Even if your pool is closed during the winter, you’ll need to check on it once in a while to see that all is well. Run the pump once a month or so, to make sure the water hasn’t frozen and damaged the pool. If you’re away from home, you can ask a friend or professional pool crew to do this for you. If not, you may end up spending on unnecessary repairs.
While the pool is open, you can use a pool brush or vacuum to clean the floor and sides of the pool once a week. It gets rid of surface debris. This is a bit more challenging if you’ve installed an above ground pool without a deck. Consider this during installation, and allow a bit of a platform that you can walk on as you clean your pool.
As you brush the pool surfaces, check skimmer baskets. They will hold any leaves or insects that have accumulated in the pool, so empty them and rinse them out. Your pool filter needs cleaning too, but you should only do so twice a year. Over-cleaning will affect efficiency. Your pool crew will advise you on timing, but filters need replacing every 3 to 5 years.

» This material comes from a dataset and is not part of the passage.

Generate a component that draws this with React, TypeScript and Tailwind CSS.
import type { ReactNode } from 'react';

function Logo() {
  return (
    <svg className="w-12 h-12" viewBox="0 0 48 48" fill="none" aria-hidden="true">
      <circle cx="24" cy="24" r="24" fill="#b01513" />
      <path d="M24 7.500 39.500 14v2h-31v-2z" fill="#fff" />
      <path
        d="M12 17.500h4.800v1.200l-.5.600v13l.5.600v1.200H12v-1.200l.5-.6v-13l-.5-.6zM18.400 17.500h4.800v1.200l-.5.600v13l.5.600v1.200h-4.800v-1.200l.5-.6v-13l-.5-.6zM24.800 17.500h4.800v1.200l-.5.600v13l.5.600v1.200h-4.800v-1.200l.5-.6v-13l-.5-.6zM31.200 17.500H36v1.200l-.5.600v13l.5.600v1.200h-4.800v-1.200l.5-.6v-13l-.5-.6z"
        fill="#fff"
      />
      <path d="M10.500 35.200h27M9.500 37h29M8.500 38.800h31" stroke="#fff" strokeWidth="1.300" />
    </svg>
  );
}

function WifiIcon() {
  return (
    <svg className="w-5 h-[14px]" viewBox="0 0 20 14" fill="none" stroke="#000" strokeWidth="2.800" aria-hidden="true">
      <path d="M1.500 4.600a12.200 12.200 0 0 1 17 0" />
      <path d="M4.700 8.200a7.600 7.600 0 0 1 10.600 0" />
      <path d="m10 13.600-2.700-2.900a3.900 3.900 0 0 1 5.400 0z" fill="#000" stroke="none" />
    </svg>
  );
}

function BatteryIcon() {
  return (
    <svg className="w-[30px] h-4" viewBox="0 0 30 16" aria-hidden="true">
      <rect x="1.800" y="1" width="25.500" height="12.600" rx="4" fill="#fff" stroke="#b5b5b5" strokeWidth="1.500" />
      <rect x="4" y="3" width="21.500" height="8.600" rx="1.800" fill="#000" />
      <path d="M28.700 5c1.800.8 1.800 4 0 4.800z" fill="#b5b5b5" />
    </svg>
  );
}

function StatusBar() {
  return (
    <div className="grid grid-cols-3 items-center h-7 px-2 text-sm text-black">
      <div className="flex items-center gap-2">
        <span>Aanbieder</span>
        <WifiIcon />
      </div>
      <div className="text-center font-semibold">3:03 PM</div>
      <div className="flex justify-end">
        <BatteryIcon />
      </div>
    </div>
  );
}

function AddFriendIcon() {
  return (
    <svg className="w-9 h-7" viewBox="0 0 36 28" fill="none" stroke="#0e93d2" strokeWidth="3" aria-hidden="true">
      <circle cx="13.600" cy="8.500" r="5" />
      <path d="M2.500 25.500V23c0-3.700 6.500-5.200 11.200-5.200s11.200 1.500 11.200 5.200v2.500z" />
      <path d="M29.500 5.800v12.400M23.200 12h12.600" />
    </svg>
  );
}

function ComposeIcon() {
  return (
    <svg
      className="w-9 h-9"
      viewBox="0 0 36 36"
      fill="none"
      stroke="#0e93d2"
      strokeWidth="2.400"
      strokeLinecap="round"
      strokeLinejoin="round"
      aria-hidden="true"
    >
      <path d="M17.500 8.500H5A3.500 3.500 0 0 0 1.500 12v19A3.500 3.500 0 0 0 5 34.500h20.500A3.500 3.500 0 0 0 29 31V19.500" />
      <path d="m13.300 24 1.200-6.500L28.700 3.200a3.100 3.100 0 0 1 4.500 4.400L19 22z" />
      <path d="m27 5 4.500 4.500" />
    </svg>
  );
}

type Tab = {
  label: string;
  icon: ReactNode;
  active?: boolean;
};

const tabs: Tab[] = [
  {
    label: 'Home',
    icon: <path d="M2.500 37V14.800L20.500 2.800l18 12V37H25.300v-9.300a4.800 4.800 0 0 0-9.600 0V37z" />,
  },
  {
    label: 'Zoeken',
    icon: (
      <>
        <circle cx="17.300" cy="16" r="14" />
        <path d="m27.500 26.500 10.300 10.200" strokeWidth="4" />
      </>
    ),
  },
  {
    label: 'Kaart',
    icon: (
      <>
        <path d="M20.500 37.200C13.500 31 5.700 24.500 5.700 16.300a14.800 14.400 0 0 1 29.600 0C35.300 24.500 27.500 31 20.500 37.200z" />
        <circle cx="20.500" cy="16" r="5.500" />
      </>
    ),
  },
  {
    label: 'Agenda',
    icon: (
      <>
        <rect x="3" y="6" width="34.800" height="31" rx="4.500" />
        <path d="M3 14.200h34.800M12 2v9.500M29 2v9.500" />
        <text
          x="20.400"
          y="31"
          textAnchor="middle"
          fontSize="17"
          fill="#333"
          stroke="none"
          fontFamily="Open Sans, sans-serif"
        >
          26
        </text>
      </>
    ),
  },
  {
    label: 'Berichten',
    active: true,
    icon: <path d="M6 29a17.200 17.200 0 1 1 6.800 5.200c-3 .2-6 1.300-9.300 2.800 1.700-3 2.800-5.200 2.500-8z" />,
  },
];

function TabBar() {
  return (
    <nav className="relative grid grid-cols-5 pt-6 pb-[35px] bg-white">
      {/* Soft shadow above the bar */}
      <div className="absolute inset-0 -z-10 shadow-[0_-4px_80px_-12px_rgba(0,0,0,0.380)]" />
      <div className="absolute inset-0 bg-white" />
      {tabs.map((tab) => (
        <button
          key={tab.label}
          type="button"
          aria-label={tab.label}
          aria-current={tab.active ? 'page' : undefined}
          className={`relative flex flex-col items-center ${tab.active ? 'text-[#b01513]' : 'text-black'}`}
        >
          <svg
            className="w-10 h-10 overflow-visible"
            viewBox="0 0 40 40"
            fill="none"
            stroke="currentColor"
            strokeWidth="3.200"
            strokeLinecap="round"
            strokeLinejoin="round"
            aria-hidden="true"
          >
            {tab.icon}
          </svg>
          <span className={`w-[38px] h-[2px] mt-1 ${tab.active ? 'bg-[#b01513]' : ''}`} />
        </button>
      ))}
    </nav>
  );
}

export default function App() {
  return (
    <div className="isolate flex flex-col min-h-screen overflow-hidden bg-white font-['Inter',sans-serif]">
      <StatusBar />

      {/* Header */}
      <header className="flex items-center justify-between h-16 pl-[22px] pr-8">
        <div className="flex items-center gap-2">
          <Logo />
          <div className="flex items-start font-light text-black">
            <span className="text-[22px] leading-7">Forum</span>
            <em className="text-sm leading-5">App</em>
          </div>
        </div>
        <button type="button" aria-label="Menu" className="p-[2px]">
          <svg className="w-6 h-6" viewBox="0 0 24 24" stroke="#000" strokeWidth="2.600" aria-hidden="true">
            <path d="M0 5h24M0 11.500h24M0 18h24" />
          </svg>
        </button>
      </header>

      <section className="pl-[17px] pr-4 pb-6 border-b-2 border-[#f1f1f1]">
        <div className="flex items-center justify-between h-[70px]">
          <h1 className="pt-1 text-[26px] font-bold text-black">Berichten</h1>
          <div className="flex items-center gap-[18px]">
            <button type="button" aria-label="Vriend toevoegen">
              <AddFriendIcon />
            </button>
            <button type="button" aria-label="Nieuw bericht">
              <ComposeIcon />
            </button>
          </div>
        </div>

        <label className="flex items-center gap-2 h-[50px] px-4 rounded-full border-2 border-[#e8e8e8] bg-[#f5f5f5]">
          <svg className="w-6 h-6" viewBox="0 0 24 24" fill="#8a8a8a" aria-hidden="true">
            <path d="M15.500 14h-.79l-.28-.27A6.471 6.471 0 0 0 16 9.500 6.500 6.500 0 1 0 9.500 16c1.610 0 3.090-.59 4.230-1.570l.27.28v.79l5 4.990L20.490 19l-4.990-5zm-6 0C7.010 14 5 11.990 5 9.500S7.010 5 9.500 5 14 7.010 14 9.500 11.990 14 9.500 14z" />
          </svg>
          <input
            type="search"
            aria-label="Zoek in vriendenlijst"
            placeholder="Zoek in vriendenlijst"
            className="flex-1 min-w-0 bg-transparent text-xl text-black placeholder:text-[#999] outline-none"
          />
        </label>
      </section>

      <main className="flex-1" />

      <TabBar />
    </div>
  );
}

You may not think about it very often, but the water in your pool needs specific maintenance. Check the pH levels on alternate days to make sure it’s suitable for use. Safe pool pH is 7.2 to 7.8. Look for the levels of chlorine, salt, calcium, trace metals, and other dissolved particles. Adjust levels to maintain a safe pH.
Sometimes, your pool has an intense chlorine smell, and this might make you think you’ve put too much chemical. Usually, though, it’s the reaction between chlorine and other substances like ammonia. Remove the stench by shocking your pool with a large dose of chlorine. This neutralises the reactive elements and returns the pool to normal.
You also need to keep an eye on water volume. If it’s dropping too fast, there may be a leak that needs fixing. On ordinary days though, your pool loses water through splashing and evaporation, so you need to make sure the water stays at safe levels.
The water shouldn’t fall below the skimmer because if it does, the pump might get damaged. If the water level is too low, refill the pool with a garden hose. Follow these maintenance tips on both your in-ground and above ground pools. They will save you a lot of cash on repairs and will ensure you can enjoy your swim whenever the mood strikes you.